R2G inverts the model: robots go directly to inventory, pick items autonomously, and place them precisely into destination totes with no human involvement. Removing humans from the picking and putaway workflow makes the operation machine-like — throughput becomes predictable, performance is consistent across shifts, and variability drops out of the equation. AI-based vision equips the robot to discern items, select the correct grasp point, and place fragile or irregular SKUs deliberately, turning what used to be an edge case for automation into a repeatable workflow that improves with every pick. The same software stack that lets the robots navigate complex layouts also coordinates how work gets sequenced and routed across the floor, with continuous decisions about where to go next, how to avoid slowdowns and which task delivers the lowest cost per pick.

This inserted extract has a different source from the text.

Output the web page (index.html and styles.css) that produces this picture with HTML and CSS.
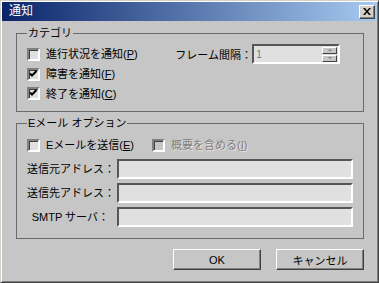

From a supply chain perspective the R2G value proposition is that warehouse automation becomes a "living system": it can be redeployed in new buildings or retrofitted into existing ones, adapted as capacity and demand shift, and progressively extended to additional workflows such as replenishment, returns and re-slotting. Rather than maximum density, R2G aims for "enough density plus agility" — inventory remains accessible, workflows stay adaptable, and the system can evolve alongside the business. Faulk closes by framing R2G as a model that can address virtually all of the problems that have plagued automated solutions for the last 20 years — eliminating labor-driven variability, preserving design flexibility, and delivering a level of predictability the other architectures were never built to provide — making it a credible candidate to define the warehouse automation category over the coming decade.


Key Takeaways:
1. Locus Robotics CEO Rick Faulk positions robots-to-goods (R2G) as the model set to define the next era of warehouse automation.
2. Legacy goods-to-person (G2P), person-to-goods (P2G) and AS/RS systems trade flexibility, scale and labor variability; AS/RS payback can stretch beyond five years.
3. In R2G, robots travel to inventory and pick autonomously, removing human variability and delivering consistent, predictable throughput across shifts.
4. AI-based vision lets robots identify SKUs, choose the correct grasp point and place fragile items deliberately, turning edge cases into repeatable workflows.
5. R2G is framed as an adaptable 'living system' that can be retrofitted into existing buildings and progressively extended to replenishment, returns and re-slotting.